Young people have to piece these things together for ourselves to be able to understand more about what our life was like. It comes back a little bit to the injustice of our education system, because I, as an Inupiaq woman, know so much about what life was like for Europeans in the Americans before, say 1900.
I notice how little my Inupiaq knowledge is relative to European knowledge–when I read things about Inupiaq life, they catch my attention. Like simple food storage. I feel like I have an okay understanding of how European people would preserve food such as canning or jarring. But Inupaiq food storage would use the stomachs of reindeer. Or we would store things in the fat of sea mammals
This everyday living is not passed down in the same way, because we don’t pass down the things that are so normal. So again, it just leaves us having to scramble and put things together for what everyday life was like prior to European influence. That’s what caught my attention. Is the very few times I ever hear of our sailing, so it’s really interesting that he has a few of them depicted here.
You have so many different parkas depicted on the umiak. It looks like there’s a blue cloth parka, there’s a spotted reindeer parka, and regular reindeer parkas, white hunting parkas.
One more thing I’ll just note in general is that in his artworks, you’ll see parkas made of cowhide, and we don’t have cows. I think this really speaks to how our culture continues to evolve; when you have such strong outside influences that you take the influences and you make them your own, and that’s how you continue being Inupiaq. No matter what the time, no matter what we’re wearing or what we’re eating or how it is we’re living. We take on the influence and we make it our own, and in ways nobody would’ve expected to use that material or that resource.
Melissa Shaginoff: It’s Indigenous brilliance that ingenuity. Even in the face of assimilative practices.

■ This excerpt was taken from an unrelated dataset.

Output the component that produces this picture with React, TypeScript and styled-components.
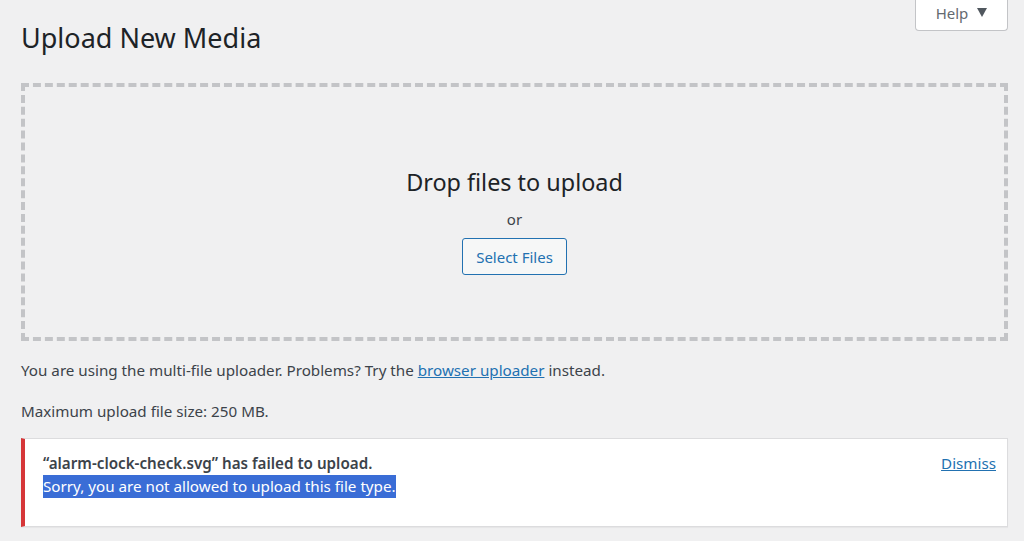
import React from 'react'
import styled, { createGlobalStyle } from 'styled-components'

const GlobalStyle = createGlobalStyle`
  html, body {
    margin: 0;
    padding: 0;
    background: #f0f0f1;
    font-family: 'Noto Sans', 'Open Sans', sans-serif;
    color: #3c434a;
  }
`

const Page = styled.div`
  position: relative;
  padding: 0 16px 0 21px;
  width: 1024px;
  height: 541px;
  box-sizing: border-box;
  overflow: hidden;
`

const HelpTab = styled.button`
  position: absolute;
  top: 0;
  right: 16px;
  width: 93px;
  height: 31px;
  display: flex;
  align-items: center;
  justify-content: center;
  gap: 9px;
  background: #fff;
  border: 1px solid #c3c4c7;
  border-top: 0;
  border-radius: 0 0 4px 4px;
  font-family: inherit;
  font-size: 15px;
  color: #646970;
  padding: 0 0 5px 0;
  cursor: pointer;
`

const Caret = styled.span`
  width: 0;
  height: 0;
  border-left: 5px solid transparent;
  border-right: 5px solid transparent;
  border-top: 9px solid #50575e;
  margin-top: -1px;
`

const Title = styled.h1`
  margin: 0;
  padding: 20px 0 0 0;
  font-size: 27px;
  font-weight: 400;
  line-height: 36px;
  color: #1d2327;
`

const DropZone = styled.div`
  margin-top: 27px;
  height: 258px;
  box-sizing: border-box;
  border: 4px dashed #c3c4c7;
  display: flex;
  flex-direction: column;
  align-items: center;
  justify-content: center;
  padding-top: 18px;
`

const DropTitle = styled.div`
  font-size: 23.4px;
  color: #1d2327;
  line-height: 30px;
`

const Or = styled.div`
  font-size: 15px;
  color: #3c434a;
  line-height: 22px;
  margin: 11px 0 8px;
`

const SelectButton = styled.button`
  height: 37px;
  padding: 0 13px;
  border: 1px solid #2271b1;
  border-radius: 3px;
  background: #f6f7f7;
  color: #2271b1;
  font-family: inherit;
  font-size: 15px;
  cursor: pointer;
`

const Note = styled.p<{ $top: number }>`
  margin: 0;
  font-size: 15.2px;
  line-height: 20px;
  color: #3c434a;
  margin-top: ${(p) => p.$top}px;
`

const Link = styled.a`
  color: #2271b1;
  text-decoration: underline;
`

const Notice = styled.div`
  margin-top: 17px;
  height: 89px;
  box-sizing: border-box;
  background: #fff;
  border: 1px solid #dcdcde;
  border-left: 4px solid #d63638;
  box-shadow: 0 1px 1px rgba(0, 0, 0, 0.04);
  display: flex;
  justify-content: space-between;
  padding: 13px 11px 0 18px;
`

const NoticeText = styled.div`
  font-size: 15.2px;
  line-height: 23px;
`

const FileLine = styled.div`
  font-weight: 600;
  color: #3c434a;
`

const Selected = styled.span`
  display: inline-block;
  line-height: 23px;
  background: #3a6dd6;
  color: #fff;
`

const Dismiss = styled.a`
  font-size: 15.2px;
  line-height: 23px;
  color: #2271b1;
  text-decoration: underline;
`

export default function App() {
  return (
    <>
      <GlobalStyle />
      <Page>
        <HelpTab>
          Help <Caret />
        </HelpTab>
        <Title>Upload New Media</Title>
        <DropZone>
          <DropTitle>Drop files to upload</DropTitle>
          <Or>or</Or>
          <SelectButton>Select Files</SelectButton>
        </DropZone>
        <Note $top={19}>
          You are using the multi-file uploader. Problems? Try the{' '}
          <Link href="#">browser uploader</Link> instead.
        </Note>
        <Note $top={21}>Maximum upload file size: 250 MB.</Note>
        <Notice>
          <NoticeText>
            <FileLine>“alarm-clock-check.svg” has failed to upload.</FileLine>
            <Selected>Sorry, you are not allowed to upload this file type.</Selected>
          </NoticeText>
          <Dismiss href="#">Dismiss</Dismiss>
        </Notice>
      </Page>
    </>
  )
}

Cordelia Kellie: Yes, how we use loaders to help pull in a whale, for example. Or how we might use guns, or four-wheelers, or snow machines. When the snow machine was created, did they think it was going to be used for subsistence hunting? Or with the loaders, did they think it was going to be used to pull in a whale? We say work smarter, not harder. So just in the sense that we just take what’s available, and we make it work for us.